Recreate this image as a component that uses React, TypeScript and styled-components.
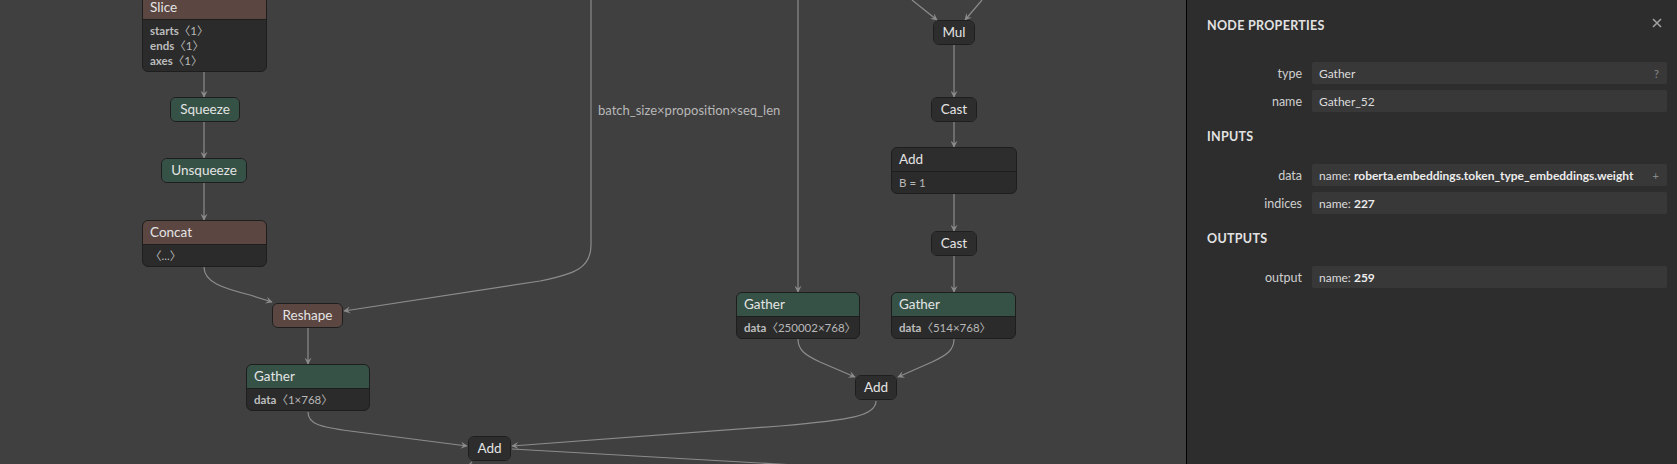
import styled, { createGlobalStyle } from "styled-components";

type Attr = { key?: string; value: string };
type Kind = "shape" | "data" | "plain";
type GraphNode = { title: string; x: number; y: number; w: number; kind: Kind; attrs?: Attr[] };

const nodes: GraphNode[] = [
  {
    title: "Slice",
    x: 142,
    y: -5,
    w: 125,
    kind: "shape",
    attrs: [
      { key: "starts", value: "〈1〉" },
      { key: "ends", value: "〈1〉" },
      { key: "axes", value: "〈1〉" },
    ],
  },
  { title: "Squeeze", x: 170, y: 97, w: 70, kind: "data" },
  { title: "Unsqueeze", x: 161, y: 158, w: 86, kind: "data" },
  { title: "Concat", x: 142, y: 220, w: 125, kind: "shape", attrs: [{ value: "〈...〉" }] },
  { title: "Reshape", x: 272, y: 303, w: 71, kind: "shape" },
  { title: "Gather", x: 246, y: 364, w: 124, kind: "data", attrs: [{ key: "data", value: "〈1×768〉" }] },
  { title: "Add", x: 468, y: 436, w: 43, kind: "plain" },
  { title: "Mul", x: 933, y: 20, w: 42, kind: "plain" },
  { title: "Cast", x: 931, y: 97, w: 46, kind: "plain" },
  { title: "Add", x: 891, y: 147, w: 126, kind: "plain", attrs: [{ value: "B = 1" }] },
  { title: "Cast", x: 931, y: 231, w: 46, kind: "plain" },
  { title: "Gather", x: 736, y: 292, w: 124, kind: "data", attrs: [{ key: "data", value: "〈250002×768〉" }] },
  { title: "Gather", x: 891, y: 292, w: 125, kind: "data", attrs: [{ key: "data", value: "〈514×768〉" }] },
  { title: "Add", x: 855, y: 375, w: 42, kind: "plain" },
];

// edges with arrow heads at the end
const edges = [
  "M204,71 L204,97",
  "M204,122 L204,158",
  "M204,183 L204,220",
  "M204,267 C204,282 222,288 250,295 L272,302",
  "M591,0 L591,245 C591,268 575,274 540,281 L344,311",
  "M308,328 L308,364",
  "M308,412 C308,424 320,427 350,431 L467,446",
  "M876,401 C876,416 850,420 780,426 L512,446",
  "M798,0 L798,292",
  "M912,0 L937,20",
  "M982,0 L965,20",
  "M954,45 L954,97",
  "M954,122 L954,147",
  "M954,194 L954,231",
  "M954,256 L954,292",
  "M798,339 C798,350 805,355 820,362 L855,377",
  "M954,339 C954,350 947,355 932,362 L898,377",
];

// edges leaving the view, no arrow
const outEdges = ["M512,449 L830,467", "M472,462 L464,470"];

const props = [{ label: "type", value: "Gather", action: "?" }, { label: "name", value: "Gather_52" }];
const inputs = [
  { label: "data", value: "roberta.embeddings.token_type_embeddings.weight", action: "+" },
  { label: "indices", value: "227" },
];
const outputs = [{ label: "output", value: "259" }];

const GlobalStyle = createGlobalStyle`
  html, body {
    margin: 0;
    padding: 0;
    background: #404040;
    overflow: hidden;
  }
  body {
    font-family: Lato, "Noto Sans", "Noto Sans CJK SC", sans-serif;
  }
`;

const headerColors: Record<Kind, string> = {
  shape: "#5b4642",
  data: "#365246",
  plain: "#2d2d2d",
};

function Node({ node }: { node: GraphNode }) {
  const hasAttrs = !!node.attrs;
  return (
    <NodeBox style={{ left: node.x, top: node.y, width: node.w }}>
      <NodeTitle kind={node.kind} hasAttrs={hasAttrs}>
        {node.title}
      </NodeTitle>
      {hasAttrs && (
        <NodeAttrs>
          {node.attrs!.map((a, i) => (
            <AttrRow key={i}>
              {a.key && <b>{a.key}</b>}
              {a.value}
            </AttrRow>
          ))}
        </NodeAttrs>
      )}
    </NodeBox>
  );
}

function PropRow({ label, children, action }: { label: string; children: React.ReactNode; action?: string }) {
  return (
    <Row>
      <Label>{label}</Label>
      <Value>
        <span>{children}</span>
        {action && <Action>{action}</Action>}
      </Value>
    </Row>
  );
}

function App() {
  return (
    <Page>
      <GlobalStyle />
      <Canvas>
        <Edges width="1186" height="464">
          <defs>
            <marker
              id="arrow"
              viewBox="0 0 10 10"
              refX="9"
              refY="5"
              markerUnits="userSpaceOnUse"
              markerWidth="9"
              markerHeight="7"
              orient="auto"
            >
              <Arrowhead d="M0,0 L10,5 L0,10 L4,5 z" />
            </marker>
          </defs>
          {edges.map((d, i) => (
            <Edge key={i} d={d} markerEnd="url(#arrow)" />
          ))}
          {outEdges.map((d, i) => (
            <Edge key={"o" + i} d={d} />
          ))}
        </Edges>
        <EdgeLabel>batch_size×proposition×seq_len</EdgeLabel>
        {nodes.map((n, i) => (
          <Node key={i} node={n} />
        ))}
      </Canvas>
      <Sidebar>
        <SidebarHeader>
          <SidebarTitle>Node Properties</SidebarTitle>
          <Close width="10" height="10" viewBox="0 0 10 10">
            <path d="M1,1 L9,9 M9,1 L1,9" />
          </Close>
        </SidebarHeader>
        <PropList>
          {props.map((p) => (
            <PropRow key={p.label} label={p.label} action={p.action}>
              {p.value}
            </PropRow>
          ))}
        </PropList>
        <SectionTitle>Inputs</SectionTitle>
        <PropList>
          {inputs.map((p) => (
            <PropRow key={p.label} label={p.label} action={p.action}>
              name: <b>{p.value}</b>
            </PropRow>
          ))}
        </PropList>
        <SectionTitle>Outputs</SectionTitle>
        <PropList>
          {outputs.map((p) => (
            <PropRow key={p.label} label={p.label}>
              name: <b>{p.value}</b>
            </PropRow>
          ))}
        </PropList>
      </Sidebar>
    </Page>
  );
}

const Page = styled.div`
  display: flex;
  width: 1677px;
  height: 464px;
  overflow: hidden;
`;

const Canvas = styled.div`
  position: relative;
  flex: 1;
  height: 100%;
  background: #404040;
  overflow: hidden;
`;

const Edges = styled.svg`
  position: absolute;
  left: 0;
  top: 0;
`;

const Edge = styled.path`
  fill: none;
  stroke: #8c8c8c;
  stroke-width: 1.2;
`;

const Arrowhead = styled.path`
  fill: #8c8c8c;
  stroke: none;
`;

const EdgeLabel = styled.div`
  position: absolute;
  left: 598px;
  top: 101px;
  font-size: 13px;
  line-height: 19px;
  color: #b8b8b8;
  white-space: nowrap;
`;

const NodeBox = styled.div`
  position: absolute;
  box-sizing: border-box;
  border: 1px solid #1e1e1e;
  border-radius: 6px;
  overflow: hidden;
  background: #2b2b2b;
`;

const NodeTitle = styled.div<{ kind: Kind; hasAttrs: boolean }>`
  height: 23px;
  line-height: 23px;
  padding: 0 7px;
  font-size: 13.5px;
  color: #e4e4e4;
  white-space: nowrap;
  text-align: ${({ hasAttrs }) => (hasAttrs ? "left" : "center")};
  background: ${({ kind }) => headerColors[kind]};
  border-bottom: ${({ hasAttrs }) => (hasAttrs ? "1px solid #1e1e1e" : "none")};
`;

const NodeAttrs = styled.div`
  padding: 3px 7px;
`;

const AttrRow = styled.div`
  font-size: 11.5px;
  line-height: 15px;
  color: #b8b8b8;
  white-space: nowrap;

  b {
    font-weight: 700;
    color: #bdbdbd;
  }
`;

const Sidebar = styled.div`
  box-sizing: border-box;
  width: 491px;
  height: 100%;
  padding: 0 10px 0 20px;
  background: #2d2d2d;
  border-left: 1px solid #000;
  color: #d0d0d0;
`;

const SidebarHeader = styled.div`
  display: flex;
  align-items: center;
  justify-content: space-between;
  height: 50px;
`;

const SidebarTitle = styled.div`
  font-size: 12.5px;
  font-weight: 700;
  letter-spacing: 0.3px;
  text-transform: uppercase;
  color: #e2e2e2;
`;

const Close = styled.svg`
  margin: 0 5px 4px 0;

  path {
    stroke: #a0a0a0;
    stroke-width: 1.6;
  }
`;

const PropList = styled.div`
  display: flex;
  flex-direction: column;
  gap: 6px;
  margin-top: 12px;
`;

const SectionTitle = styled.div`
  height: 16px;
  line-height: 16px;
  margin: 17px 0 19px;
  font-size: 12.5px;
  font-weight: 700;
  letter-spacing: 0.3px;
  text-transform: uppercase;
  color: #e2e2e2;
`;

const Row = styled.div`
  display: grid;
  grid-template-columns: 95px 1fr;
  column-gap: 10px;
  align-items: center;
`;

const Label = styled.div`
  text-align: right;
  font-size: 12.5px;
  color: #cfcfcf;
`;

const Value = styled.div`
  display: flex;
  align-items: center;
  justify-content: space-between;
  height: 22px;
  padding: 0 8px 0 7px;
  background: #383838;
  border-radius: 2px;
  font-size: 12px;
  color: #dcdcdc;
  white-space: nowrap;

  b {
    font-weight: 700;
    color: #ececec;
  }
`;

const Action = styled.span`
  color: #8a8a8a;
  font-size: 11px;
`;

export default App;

* * *

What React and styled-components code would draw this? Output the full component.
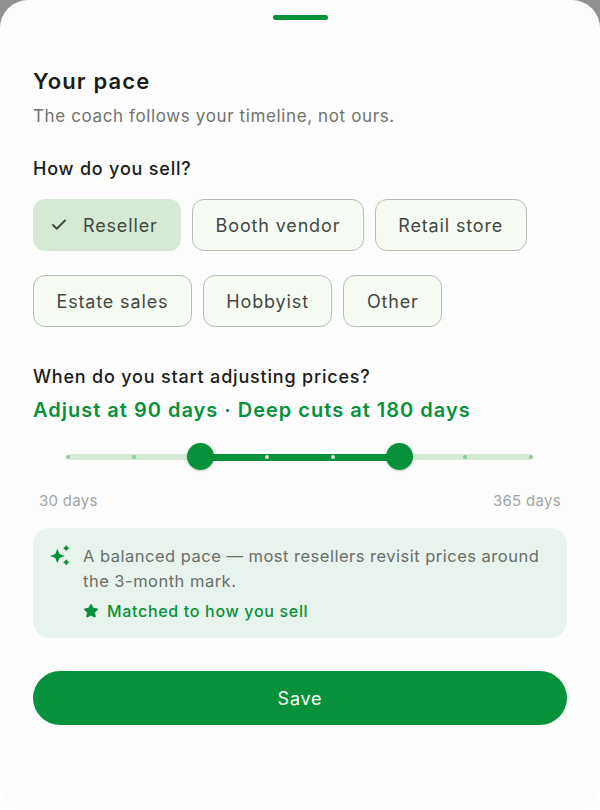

### Instructions for the task
The lines to print start at the line containing "Recreate this image" and end at the line containing "string; x: number;"; print them exactly, both ends included, and leave out every picture.

### Reply to the task
Recreate this image as a component that uses React, TypeScript and styled-components.
import styled, { createGlobalStyle } from "styled-components";

type Attr = { key?: string; value: string };
type Kind = "shape" | "data" | "plain";
type GraphNode = { title: string; x: number; y: number; w: number; kind: Kind; attrs?: Attr[] };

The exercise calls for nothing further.